In restorative yoga, poses are deeply relaxing.  In restorative-yin yoga, poses are sequenced to add longer-held poses that are gentle and supported to primarily exercise lower back and shoulders.


Restorative-yin yoga begins by either sitting in stillness or supine, covered by blanket (with options for eye cover, hand cover/weights, fragrance, music). This sequence can be practiced in the restorative-yin poses that follow this in-tial breath sequence.

Following silent seated or supine pose, attention is directed to a breath sequence of

noticing breath as-it-is,

following the inflow and outflow (prana & apana) and allowing it to come to balance, 

noticing and following the out-breath and allowing it to completely release, and

noticing the appearance of the ‘perfectly peaceful pause’ that develops at the end of the out-breath.


The emphasis is upon following the breath (as a preparation to follow the body in restorative-yin poses to follow, rather than forcing the poses or manipulating the breath). This breath sequence becomes a model to apply to the restorative-yin poses. The poses are to approached “islands of grace” that will utilize next to no intentional effort to allow each suggested pose to come to you.


In this breath sequence, a normal rate of 10 -15 breaths per minute is easily reduced to 6 or 4 breaths per minute with no discomfort and a normal oxygen percentage likely maintaining at a 98% level. The body-mind connection begins to  change almost immediately (as if measured in EEG brainwaves) with the appearance of higher amplitude alpha waves, followed by a deeper alpha, and occasionally by deeper amplitude theta trains (although the breath sequence is not

exceedingly long enough to regularly anticipate their presence).  

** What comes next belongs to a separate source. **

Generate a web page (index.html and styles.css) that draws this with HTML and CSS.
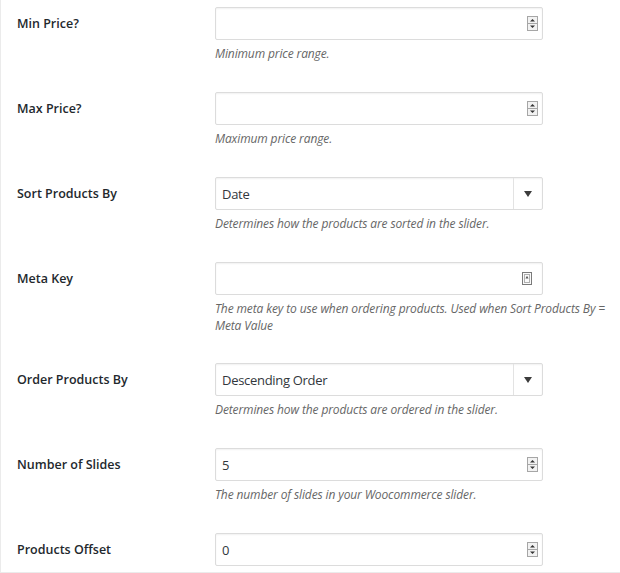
FILE: index.html
```html
<!DOCTYPE html>
<html lang="en">
<head>
  <meta charset="UTF-8">
  <title>Slider Settings</title>
  <link rel="stylesheet" href="styles.css">
</head>
<body>
  <div class="settings">

    <div class="row">
      <div class="label">Min Price?</div>
      <div class="field">
        <div class="box">
          <span class="value"></span>
          <svg class="spin" width="11" height="15" viewBox="0 0 11 15"><rect x="0.5" y="0.5" width="10" height="14" fill="#f2f2f2" stroke="#a6a6a6"/><line x1="0" y1="7.5" x2="11" y2="7.5" stroke="#a6a6a6"/><path d="M3 5.5L5.5 3L8 5.5Z" fill="#333"/><path d="M3 9.5L5.5 12L8 9.5Z" fill="#333"/></svg>
        </div>
        <p class="desc">Minimum price range.</p>
      </div>
    </div>

    <div class="row">
      <div class="label">Max Price?</div>
      <div class="field">
        <div class="box">
          <span class="value"></span>
          <svg class="spin" width="11" height="15" viewBox="0 0 11 15"><rect x="0.5" y="0.5" width="10" height="14" fill="#f2f2f2" stroke="#a6a6a6"/><line x1="0" y1="7.5" x2="11" y2="7.5" stroke="#a6a6a6"/><path d="M3 5.5L5.5 3L8 5.5Z" fill="#333"/><path d="M3 9.5L5.5 12L8 9.5Z" fill="#333"/></svg>
        </div>
        <p class="desc">Maximum price range.</p>
      </div>
    </div>

    <div class="row">
      <div class="label">Sort Products By</div>
      <div class="field">
        <div class="box select">
          <span class="value">Date</span>
          <span class="arrow"><svg width="8" height="6" viewBox="0 0 8 6"><path d="M0 0H8L4 6Z" fill="#3c3c3c"/></svg></span>
        </div>
        <p class="desc">Determines how the products are sorted in the slider.</p>
      </div>
    </div>

    <div class="row meta">
      <div class="label">Meta Key</div>
      <div class="field">
        <div class="box">
          <span class="value"></span>
          <svg class="key" width="10" height="13" viewBox="0 0 10 13"><rect x="0.5" y="0.5" width="9" height="12" fill="#fafafa" stroke="#7a7a7a"/><rect x="2.5" y="2.5" width="5" height="8" fill="none" stroke="#b0b0b0"/><path d="M3.5 6.5L5 3.8L6.5 6.5Z" fill="#555"/></svg>
        </div>
        <p class="desc">The meta key to use when ordering products. Used when Sort Products By = Meta Value</p>
      </div>
    </div>

    <div class="row">
      <div class="label">Order Products By</div>
      <div class="field">
        <div class="box select">
          <span class="value">Descending Order</span>
          <span class="arrow"><svg width="8" height="6" viewBox="0 0 8 6"><path d="M0 0H8L4 6Z" fill="#3c3c3c"/></svg></span>
        </div>
        <p class="desc">Determines how the products are ordered in the slider.</p>
      </div>
    </div>

    <div class="row">
      <div class="label">Number of Slides</div>
      <div class="field">
        <div class="box">
          <span class="value">5</span>
          <svg class="spin" width="11" height="15" viewBox="0 0 11 15"><rect x="0.5" y="0.5" width="10" height="14" fill="#f2f2f2" stroke="#a6a6a6"/><line x1="0" y1="7.5" x2="11" y2="7.5" stroke="#a6a6a6"/><path d="M3 5.5L5.5 3L8 5.5Z" fill="#333"/><path d="M3 9.5L5.5 12L8 9.5Z" fill="#333"/></svg>
        </div>
        <p class="desc">The number of slides in your Woocommerce slider.</p>
      </div>
    </div>

    <div class="row">
      <div class="label">Products Offset</div>
      <div class="field">
        <div class="box">
          <span class="value">0</span>
          <svg class="spin" width="11" height="15" viewBox="0 0 11 15"><rect x="0.5" y="0.5" width="10" height="14" fill="#f2f2f2" stroke="#a6a6a6"/><line x1="0" y1="7.5" x2="11" y2="7.5" stroke="#a6a6a6"/><path d="M3 5.5L5.5 3L8 5.5Z" fill="#333"/><path d="M3 9.5L5.5 12L8 9.5Z" fill="#333"/></svg>
        </div>
      </div>
    </div>

  </div>
</body>
</html>
```

FILE: styles.css
```css
body {
  margin: 0;
  background: #fff;
  font-family: "Open Sans", "Noto Sans", sans-serif;
  color: #23282d;
}
.settings {
  height: 573px;
  box-sizing: border-box;
  padding-top: 7px;
  border-left: 1px solid #ebebeb;
  border-bottom: 1px solid #ebebeb;
  overflow: hidden;
}
.row {
  display: flex;
  margin-bottom: 30px;
}
.row.meta {
  margin-bottom: 29px;
}
.label {
  width: 214px;
  box-sizing: border-box;
  padding-left: 16px;
  line-height: 33px;
  height: 33px;
  font-size: 12.5px;
  font-weight: 600;
}
.field {
  width: 328px;
}
.box {
  height: 33px;
  box-sizing: border-box;
  border: 1px solid #dcdcdc;
  border-radius: 2px;
  box-shadow: inset 0 1px 2px rgba(0, 0, 0, 0.06);
  display: flex;
  align-items: center;
  padding-left: 6px;
  font-size: 13px;
  letter-spacing: -0.3px;
  color: #32373c;
}
.value {
  flex: 1;
}
.spin {
  margin-right: 4px;
}
.key {
  margin-right: 10px;
}
.select .arrow {
  width: 28px;
  height: 100%;
  border-left: 1px solid #e3e3e3;
  display: flex;
  align-items: center;
  justify-content: center;
}
.desc {
  margin: 5px 0 0;
  font-size: 12px;
  line-height: 17px;
  letter-spacing: -0.12px;
  font-style: italic;
  color: #666;
  width: 410px;
}
```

When reclining (the major choice of participants to date), this breath sequence resembles savasana that may be done at the end of the restorative-yin sequence (or a more popular choice by participants--viparita karani [legs up wall]. Savasana is akin to a Western body relaxation process that begins with tensing muscles in a various body regions such as a leg and then relaxing those muscles. Modern yoga has a tensing savasna ‘pose’ that I have offered to participants, but have never seen done in modern yoga classes--seegra savasana [stiff corpse].


During this breath sequence in restorative-yin yoga, three ‘Excellences of Yoga’ are opened: (1) Centering/grounding, coming to the mat, being supported by the Earth, (2) Allowing an intention for this practice to emerge from within vs. setting a goal, and (3) opening the niyama of santosha to allow this practice to value comfort with where we are at throughout the practice session. 


With just this sequence of breath, you could stop right there, and you would have the very multitude of centuries’ enduring heart and promise of yoga.  It is about this breath and the road that it opens far, far more than it is about becoming a Gumby figure.  Ultimately, it is not about a ‘you’ at all.